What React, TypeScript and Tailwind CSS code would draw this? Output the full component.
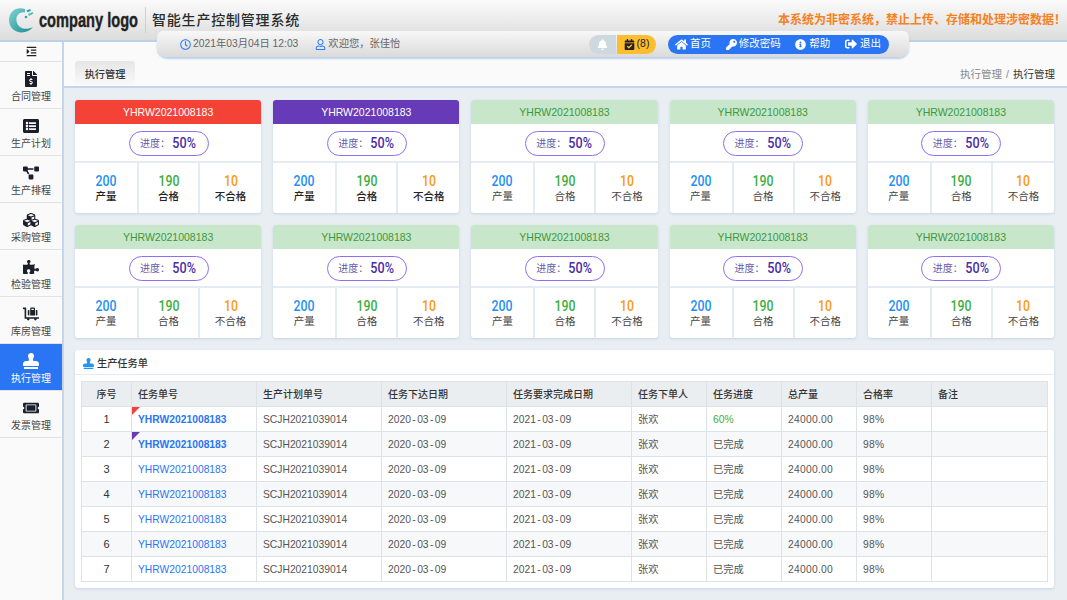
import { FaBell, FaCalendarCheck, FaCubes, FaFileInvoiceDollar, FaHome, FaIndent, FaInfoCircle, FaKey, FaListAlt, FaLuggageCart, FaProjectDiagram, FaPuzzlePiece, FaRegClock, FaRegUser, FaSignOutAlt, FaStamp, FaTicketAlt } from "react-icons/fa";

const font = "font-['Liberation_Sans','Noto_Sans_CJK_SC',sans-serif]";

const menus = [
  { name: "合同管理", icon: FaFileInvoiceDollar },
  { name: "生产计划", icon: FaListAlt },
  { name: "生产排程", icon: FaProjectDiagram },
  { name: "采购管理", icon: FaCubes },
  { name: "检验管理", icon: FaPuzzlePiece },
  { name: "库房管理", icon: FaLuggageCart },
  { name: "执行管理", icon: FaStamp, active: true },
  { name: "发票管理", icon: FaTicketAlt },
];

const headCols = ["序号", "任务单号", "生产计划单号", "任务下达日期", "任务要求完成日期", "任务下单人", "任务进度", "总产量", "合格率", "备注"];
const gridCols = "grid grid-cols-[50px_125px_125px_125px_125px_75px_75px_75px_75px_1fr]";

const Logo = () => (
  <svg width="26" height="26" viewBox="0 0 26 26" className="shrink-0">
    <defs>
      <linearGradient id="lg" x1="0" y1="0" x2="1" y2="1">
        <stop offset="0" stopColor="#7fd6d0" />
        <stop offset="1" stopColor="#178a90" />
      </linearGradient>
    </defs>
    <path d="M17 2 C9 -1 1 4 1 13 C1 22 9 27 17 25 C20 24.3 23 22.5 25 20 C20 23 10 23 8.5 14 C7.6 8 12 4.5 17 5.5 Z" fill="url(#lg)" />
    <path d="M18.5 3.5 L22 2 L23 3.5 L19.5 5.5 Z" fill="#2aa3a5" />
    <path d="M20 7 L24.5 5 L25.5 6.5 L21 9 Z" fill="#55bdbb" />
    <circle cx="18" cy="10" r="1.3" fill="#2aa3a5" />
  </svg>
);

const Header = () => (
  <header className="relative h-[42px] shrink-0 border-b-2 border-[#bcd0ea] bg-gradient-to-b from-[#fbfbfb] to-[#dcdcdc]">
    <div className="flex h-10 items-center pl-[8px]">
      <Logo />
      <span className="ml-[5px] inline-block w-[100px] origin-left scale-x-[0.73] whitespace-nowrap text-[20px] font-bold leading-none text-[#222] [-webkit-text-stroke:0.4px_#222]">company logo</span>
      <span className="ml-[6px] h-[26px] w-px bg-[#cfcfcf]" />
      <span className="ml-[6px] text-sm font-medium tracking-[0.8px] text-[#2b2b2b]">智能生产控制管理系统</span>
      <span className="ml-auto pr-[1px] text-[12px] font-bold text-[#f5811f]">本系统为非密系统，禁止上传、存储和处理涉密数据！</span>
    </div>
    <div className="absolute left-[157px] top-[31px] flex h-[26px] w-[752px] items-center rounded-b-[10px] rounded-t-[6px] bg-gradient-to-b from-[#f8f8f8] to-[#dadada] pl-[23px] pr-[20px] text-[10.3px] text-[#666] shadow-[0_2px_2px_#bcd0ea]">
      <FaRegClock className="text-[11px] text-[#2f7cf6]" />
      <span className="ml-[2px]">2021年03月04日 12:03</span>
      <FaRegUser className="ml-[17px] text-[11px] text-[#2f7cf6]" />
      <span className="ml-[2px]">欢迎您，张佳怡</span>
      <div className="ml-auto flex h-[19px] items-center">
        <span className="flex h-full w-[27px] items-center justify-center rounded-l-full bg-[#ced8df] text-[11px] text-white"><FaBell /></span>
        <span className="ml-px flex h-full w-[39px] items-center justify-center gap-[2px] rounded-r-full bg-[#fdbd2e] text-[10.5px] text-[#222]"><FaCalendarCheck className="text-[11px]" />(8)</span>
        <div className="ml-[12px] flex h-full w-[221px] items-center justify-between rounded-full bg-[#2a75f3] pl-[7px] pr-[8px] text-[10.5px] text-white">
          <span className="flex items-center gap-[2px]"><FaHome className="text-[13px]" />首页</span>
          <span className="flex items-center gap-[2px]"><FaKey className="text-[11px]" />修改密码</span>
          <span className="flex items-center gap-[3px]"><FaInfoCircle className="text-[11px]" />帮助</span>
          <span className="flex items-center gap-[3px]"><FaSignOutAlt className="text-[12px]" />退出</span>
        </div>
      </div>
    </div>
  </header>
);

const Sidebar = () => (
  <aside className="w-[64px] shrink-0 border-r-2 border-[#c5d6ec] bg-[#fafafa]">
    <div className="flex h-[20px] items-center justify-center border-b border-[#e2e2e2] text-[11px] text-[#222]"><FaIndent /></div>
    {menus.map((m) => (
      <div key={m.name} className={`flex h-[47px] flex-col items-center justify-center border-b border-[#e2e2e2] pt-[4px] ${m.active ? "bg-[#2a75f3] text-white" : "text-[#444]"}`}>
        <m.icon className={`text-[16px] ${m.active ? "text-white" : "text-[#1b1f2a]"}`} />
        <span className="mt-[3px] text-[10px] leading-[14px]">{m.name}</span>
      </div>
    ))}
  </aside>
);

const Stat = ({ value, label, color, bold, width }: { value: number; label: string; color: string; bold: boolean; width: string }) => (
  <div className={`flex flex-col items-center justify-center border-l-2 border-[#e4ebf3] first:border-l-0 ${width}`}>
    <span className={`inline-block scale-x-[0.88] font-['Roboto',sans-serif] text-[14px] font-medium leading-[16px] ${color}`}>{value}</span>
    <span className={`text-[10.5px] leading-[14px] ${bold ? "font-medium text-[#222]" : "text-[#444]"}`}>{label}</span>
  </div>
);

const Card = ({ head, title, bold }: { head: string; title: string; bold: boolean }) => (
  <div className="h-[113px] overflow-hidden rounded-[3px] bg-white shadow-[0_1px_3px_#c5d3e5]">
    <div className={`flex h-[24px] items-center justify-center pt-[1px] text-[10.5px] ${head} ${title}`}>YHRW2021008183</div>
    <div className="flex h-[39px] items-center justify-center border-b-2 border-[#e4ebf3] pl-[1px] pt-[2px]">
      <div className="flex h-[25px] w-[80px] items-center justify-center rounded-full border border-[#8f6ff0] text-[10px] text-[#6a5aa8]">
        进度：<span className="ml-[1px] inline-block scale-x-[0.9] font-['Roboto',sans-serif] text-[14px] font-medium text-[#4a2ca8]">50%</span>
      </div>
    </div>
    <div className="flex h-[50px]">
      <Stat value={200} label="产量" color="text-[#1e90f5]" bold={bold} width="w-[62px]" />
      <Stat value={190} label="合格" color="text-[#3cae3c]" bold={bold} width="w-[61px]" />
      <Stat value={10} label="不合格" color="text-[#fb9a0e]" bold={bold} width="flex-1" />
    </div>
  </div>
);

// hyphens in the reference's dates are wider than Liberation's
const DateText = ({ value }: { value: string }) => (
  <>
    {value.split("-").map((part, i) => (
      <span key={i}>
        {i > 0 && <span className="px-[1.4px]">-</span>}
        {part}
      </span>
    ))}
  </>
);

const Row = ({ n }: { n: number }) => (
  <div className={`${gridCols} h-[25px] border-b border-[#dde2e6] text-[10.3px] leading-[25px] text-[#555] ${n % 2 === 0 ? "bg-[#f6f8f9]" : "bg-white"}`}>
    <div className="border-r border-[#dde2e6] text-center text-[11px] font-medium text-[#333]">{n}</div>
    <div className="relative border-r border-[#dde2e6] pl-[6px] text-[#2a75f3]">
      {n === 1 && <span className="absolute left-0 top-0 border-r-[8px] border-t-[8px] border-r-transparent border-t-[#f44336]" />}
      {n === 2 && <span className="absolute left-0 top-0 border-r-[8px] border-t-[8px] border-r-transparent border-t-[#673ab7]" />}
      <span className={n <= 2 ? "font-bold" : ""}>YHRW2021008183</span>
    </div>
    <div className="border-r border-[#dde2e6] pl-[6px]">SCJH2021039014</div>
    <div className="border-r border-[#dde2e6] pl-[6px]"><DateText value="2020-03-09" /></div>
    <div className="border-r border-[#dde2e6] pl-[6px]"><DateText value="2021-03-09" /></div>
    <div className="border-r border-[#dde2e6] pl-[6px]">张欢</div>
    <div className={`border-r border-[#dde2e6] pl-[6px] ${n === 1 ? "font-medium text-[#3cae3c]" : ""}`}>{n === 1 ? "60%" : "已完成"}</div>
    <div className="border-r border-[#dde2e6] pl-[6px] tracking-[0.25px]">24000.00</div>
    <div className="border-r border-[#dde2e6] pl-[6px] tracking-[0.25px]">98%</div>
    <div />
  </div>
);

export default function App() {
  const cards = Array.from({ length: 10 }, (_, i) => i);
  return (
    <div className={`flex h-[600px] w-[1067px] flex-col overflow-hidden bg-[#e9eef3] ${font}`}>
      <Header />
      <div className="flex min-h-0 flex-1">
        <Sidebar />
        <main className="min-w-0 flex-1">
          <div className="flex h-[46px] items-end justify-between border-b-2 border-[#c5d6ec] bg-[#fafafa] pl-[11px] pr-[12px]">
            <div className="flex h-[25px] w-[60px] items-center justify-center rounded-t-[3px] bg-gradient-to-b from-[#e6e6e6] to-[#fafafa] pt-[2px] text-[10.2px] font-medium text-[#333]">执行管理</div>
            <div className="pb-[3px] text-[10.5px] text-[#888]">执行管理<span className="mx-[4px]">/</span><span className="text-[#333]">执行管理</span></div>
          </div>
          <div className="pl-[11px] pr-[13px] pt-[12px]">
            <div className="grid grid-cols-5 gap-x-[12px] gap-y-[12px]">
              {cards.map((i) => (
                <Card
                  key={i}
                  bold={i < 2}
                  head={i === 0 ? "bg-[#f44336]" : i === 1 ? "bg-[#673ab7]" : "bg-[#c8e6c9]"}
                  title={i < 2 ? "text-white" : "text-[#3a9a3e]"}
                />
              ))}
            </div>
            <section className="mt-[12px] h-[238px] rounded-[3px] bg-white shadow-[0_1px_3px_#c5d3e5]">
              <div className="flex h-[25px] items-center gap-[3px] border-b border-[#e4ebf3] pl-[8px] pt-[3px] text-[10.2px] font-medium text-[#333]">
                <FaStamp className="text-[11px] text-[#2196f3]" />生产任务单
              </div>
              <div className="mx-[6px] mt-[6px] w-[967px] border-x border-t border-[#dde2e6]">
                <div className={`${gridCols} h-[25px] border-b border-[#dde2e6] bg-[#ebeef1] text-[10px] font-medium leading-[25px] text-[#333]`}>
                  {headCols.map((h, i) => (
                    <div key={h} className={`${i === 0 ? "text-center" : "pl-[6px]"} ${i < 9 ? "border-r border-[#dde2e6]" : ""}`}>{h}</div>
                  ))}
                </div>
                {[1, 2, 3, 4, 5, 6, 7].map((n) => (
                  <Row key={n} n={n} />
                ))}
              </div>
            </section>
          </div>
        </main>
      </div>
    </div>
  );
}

◆ **Instruction**:
Skip the pictures, please, and transcribe only the lines from the beginning of the material through the one that contains "FaSignOutAlt, FaStamp, FaTicketAlt".

◆ **Output of the task**:
What React, TypeScript and Tailwind CSS code would draw this? Output the full component.
import { FaBell, FaCalendarCheck, FaCubes, FaFileInvoiceDollar, FaHome, FaIndent, FaInfoCircle, FaKey, FaListAlt, FaLuggageCart, FaProjectDiagram, FaPuzzlePiece, FaRegClock, FaRegUser, FaSignOutAlt, FaStamp, FaTicketAlt } from "react-icons/fa";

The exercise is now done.